Un marino asturiano
Fernando Villaamil fue un
asturiano nacido en 1845. Un marino asturiano, para ser precisos, puesto que
toda su vida estuvo ligada al mar.
Fue, además, un auténtico adelantado a su
tiempo. Tras graduarse en el Colegio Naval de la
Armada fue destinado a Filipinas y Puerto Rico y, más tarde, fue
profesor en la escuela naval flotante, la fragata Asturias, anclada en el
Ferrol. Pionero en el diseño de
destructores, dio la vuelta al mundo al mando de la fragata Nautilus, tripulada
por gallegos y asturianos que mataban la morriña con el sonido de sus
gaitas.
En el libro en el que narra su viaje Villaamil se extraña al observar
que en los arsenales de la marina norteamericana en Filadelfia se estaban
construyendo dos acorazados y tres cruceros "sin que yo pueda penetrar en
los fines que se propone esta nación". Aquella duda se despejaría definitivamente tan solo cuatro
años después.
En 1898, los Estados Unidos, que ya habían decretado el bloqueo naval
de la isla de Cuba, inciaron, al hilo de la (provocada?) explosión del Maine en el puerto de La Habana, una contienda que todo el mundo en España creyó ganada. La armada
norteamericana ni siquiera existía hasta hace unos pocos años y además Estados
Unidos nunca había librado una guerra fuera de sus fronteras. Enfrente se hallaba,
por si fuera poco, la histórica armada española.
La flota española enviada a Cuba
al mando del almirante Pascual Cervera Topete estaba formada por tres
acorazados y tres destructores.
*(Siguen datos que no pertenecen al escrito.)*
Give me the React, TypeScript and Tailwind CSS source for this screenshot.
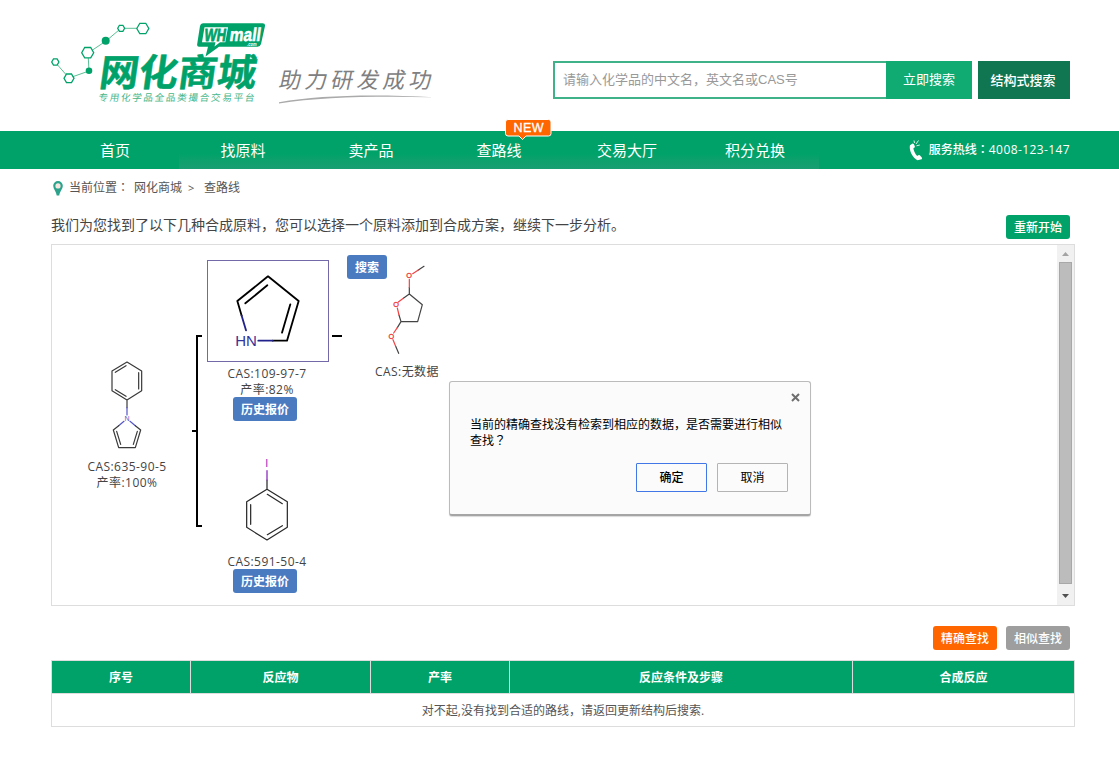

No obstante, pese a las soflamas de la prensa española y
la desatada verborrea política, Villaamil sabía que, dada la enorme superioridad
del enemigo, estaba poniendo proa hacia la derrota y hacia una muerte casi
segura.
Aunque Villaamil propuso atacar la costa
norteamericana -sabía que el puerto de Nueva York
carecía de defensas- el almirante Cervera obligó a la flota
española a refugiarse en el puerto de Santiago de Cuba para evitar un
combate a mar abierto. En esa tesitura los americanos hicieron lo que debían: se situaron ante la angosta bocana del puerto, por la que los
barcos sólo podían salir de uno en uno, para aguardar a sus presas. Villaamil
propuso entonces un ataque nocturno por sorpresa, pero Cervera también
desestimó esta idea.
Al ser ocupada la capital cubana
por las tropas americanas y ya casi sin provisiones, la flota española se vio obligada a abandonar el
puerto. Cervera decidió hacerlo al amanecer del 3 de julio, navegando hacia
el oeste y con los barcos pegados a la costa. Era, de nuevo, un
error, ya que una salida nocturna hubiera tenido más posibilidades de prosperar (se
especula con que Cervera, sabiéndose derrotado de antemano, lo hizo por razones
humanitarias, para que los marinos, al hundirse sus barcos, pudieran ganar la
costa).
La flota española zarpó en orden
decreciente de tamaño y potencia de fuego. El primero en salir fue el buque
insignia Infanta María Teresa, capitaneado por Cervera y en último lugar lo
hicieron los dos pequeños destructores de Villaamil que fueron hundidos
rápidamente por el potente fuego de la flota estadounidense. Se cree que
Villaamil falleció intentando subir a la torreta del cañón de proa del
destructor Furor para disparar.
Los grandes cruceros, tras ser
alcanzados por el fuego enemigo tardaban bastante en hundirse, lo que les permitió dirigirse a la costa para embarrancar, por lo que
todos sus mandos y muchos de sus oficiales y marineros sobrevivieron a la
batalla. Por el contrario, los pequeños destructores se hundieron de inmediato, falleciendo la práctica totalidad de sus tripulantes, incluido
Villaamil, que fue el militar de mayor graduación caído en la
batalla.
El almirante Cervera acabaría
siendo senador vitalicio y desempeñando varios cargos políticos de importancia
hasta su fallecimiento.
El cadáver de Fernado Villaamil
nunca fue recuperado.
En 1998 España perdió sus últimas
colonias de ultramar (Cuba, Puerto Rico, Filipinas). Las posesiones españolas
en Oceanía (las Islas Marianas, Carolinas y Palaos), que no podían ser
defendidas por su lejanía y por la destrucción de la flota española, serían
vendidas un año después a Alemania por 25 millones de marcos, que, a su vez, las perdería a
manos de los aliados en la segunda guerra mundial.
La sociedad española reaccionó
ante la derrota con una mezcla de indiferencia y desencanto que dejaría paso a
una larga y sombría resignación que quizás ya nunca abandonaríamos del todo.